CMS-level audit trails help support the evidence expectations that appear across financial services and privacy frameworks. FINRA Rule 2210 addresses communications with the public. SEC Rule 17a-4 addresses broker-dealer record preservation and electronic recordkeeping. GDPR Article 5(2) establishes accountability: controllers must be able to demonstrate compliance with personal data processing principles. The practical CMS implication is clear: approvals, edits, publications, and reversions should produce system evidence.
How does visual headless CMS reduce compliance risk compared to a traditional CMS?
Visual headless CMS reduces compliance risk by keeping governance centralized while allowing content to be delivered through modern front ends and APIs. Compliance teams can review content in context, content teams can edit visually, and developers can continue using modern frameworks. The same approval workflows, audit trails, roles, and version history apply regardless of whether the content appears on a website, portal, app, or other channel.
Which compliance-led industries use dotCMS?

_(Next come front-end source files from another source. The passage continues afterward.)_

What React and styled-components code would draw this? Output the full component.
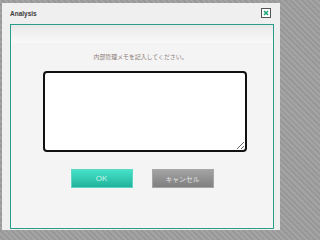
import React from 'react';
import styled, { createGlobalStyle } from 'styled-components';

const GlobalStyle = createGlobalStyle`
  html, body {
    margin: 0;
    padding: 0;
  }
  html {
    background: #9e9e9e repeating-linear-gradient(45deg, #a4a4a4 0 2px, #989898 2px 4px);
  }
  body {
    min-height: 100vh;
    font-family: "Noto Sans", "Noto Sans CJK JP", sans-serif;
  }
`;

const Backdrop = styled.div`
  width: 285px;
  height: 236px;
  box-sizing: border-box;
  padding: 3px 5px 6px 2px;
`;

const Dialog = styled.div`
  height: 100%;
  display: flex;
  flex-direction: column;
  background: #efefef;
  box-sizing: border-box;
  padding: 0 6px 1px 8px;
`;

const TitleBar = styled.div`
  height: 21px;
  display: flex;
  align-items: center;
  justify-content: space-between;
  padding-right: 3px;
`;

const Title = styled.span`
  font-family: "Liberation Sans", Arial, sans-serif;
  font-weight: bold;
  font-size: 6.5px;
  color: #3a3a3a;
  margin-top: -1px;
`;

const CloseButton = styled.button`
  width: 10px;
  height: 10px;
  padding: 0;
  border: 1px solid #555;
  background: #fff;
  display: flex;
  align-items: center;
  justify-content: center;
  margin-top: -2px;
  cursor: pointer;
`;

const Panel = styled.div`
  flex: 1;
  border: 1px solid #2a9d8a;
  display: flex;
  flex-direction: column;
  background: #f4f4f4;
`;

const PanelHeader = styled.div`
  height: 18px;
  background: linear-gradient(#e9e9e9, #f9f9f9);
`;

const PanelBody = styled.div`
  display: flex;
  flex-direction: column;
  padding-top: 10px;
`;

const Prompt = styled.p`
  margin: 0;
  text-align: center;
  font-family: "Noto Sans CJK JP", sans-serif;
  font-size: 5.9px;
  line-height: 8px;
  color: #8a7a76;
  padding-right: 3px;
`;

const MemoField = styled.textarea`
  display: block;
  width: 204px;
  height: 81px;
  margin: 10px 0 0 32px;
  box-sizing: border-box;
  border: 2px solid #111;
  border-radius: 4px;
  background: #fff;
  resize: both;
  outline: none;
  font-size: 7px;
`;

const Actions = styled.div`
  display: flex;
  justify-content: center;
  gap: 19px;
  margin-top: 17px;
`;

const ActionButton = styled.button`
  width: 62px;
  height: 19px;
  padding: 0;
  border: 1px solid ${(p) => (p.$primary ? '#5fd7c4' : '#a6a6a6')};
  background: ${(p) =>
    p.$primary
      ? 'linear-gradient(#45e2c7, #22b29c)'
      : 'linear-gradient(#a3a3a3, #7f7f7f)'};
  color: ${(p) => (p.$primary ? '#c4f5ea' : '#e4e4e4')};
  font-family: ${(p) =>
    p.$primary ? '"Liberation Sans", Arial, sans-serif' : '"Noto Sans CJK JP", sans-serif'};
  font-size: ${(p) => (p.$primary ? '8px' : '6.8px')};
  cursor: pointer;
`;

export default function App() {
  return (
    <>
      <GlobalStyle />
      <Backdrop>
        <Dialog>
          <TitleBar>
            <Title>Analysis</Title>
            <CloseButton aria-label="close">
              <svg width="6" height="6" viewBox="0 0 6 6">
                <path d="M1 1L5 5M5 1L1 5" stroke="#1fa67a" strokeWidth="1.6" />
              </svg>
            </CloseButton>
          </TitleBar>
          <Panel>
            <PanelHeader />
            <PanelBody>
              <Prompt>内部管理メモを記入してください。</Prompt>
              <MemoField autoFocus />
              <Actions>
                <ActionButton $primary>OK</ActionButton>
                <ActionButton>キャンセル</ActionButton>
              </Actions>
            </PanelBody>
          </Panel>
        </Dialog>
      </Backdrop>
    </>
  );
}
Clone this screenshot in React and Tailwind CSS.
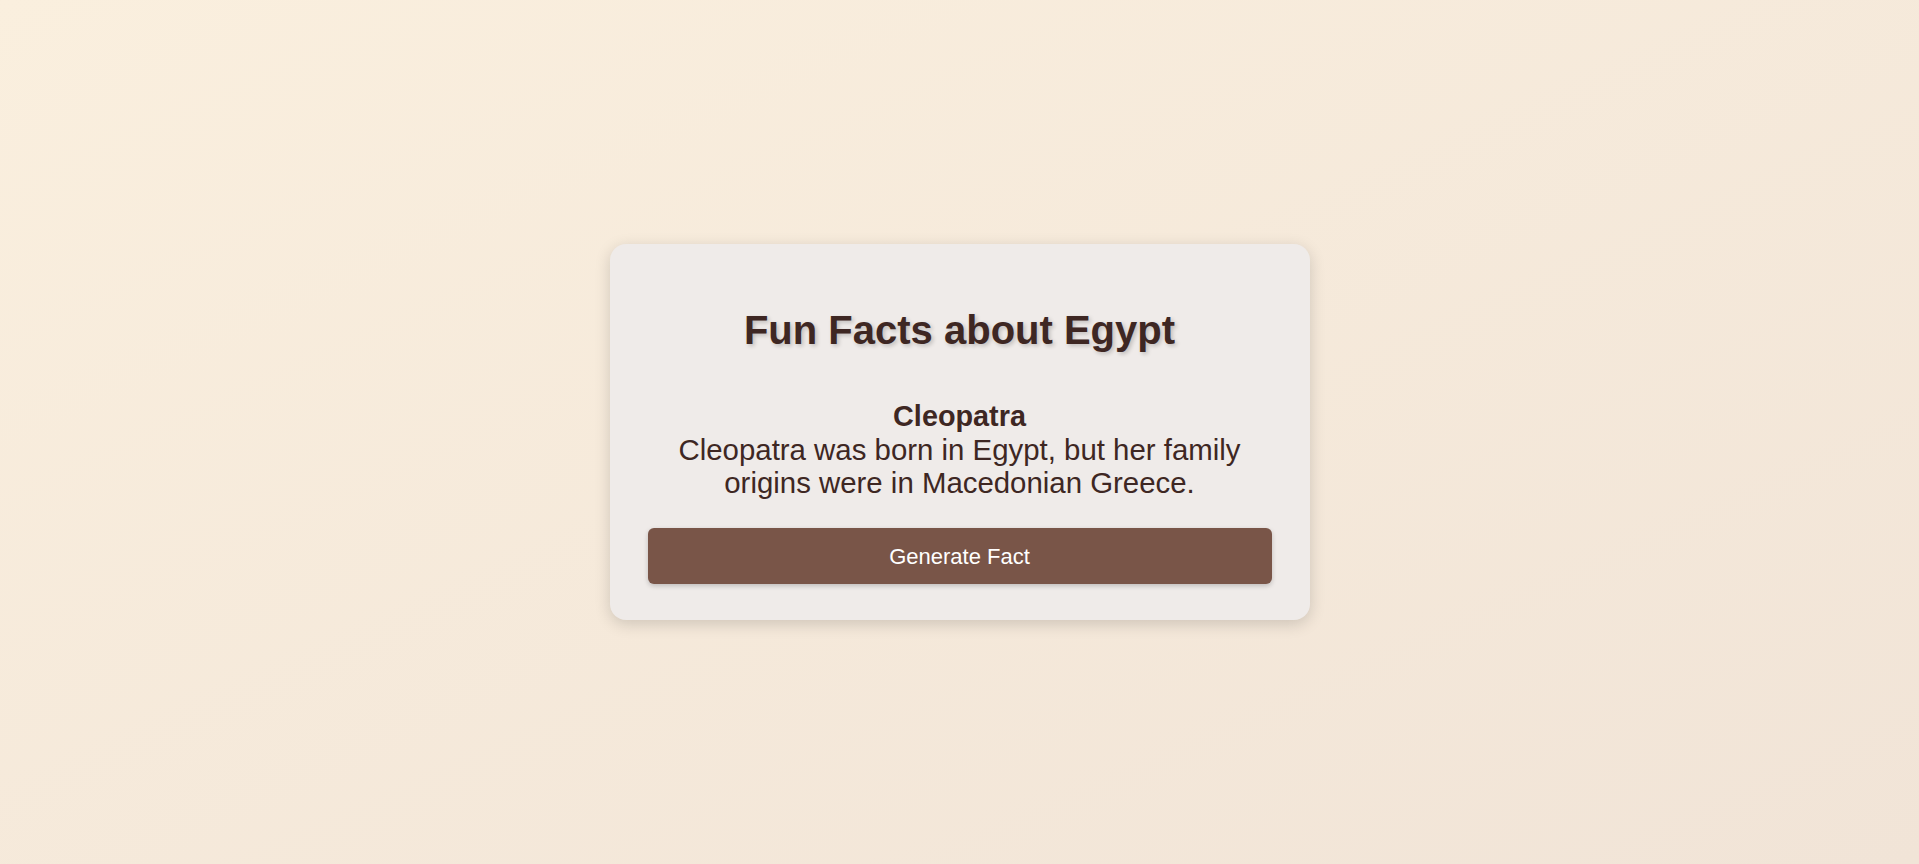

dotCMS is relevant for banking, insurance, healthcare, government, telecommunications, manufacturing, and other compliance-led industries that need governed content operations. The strongest fit is where teams need multi-site governance, visual editing, workflow enforcement, and API-first delivery from one platform.
Conclusion
Financial services organizations should not treat content compliance as a process layered onto a general-purpose CMS. The evidence regulators and auditors expect should come from the CMS itself: timestamped, user-attributed, versioned, and tied to the publishing workflow.
The best CMS for financial services combines compliance-first governance with modern delivery. That means audit trails, workflows, RBAC, version history, data residency options, visual editing, and headless APIs working together in the same platform.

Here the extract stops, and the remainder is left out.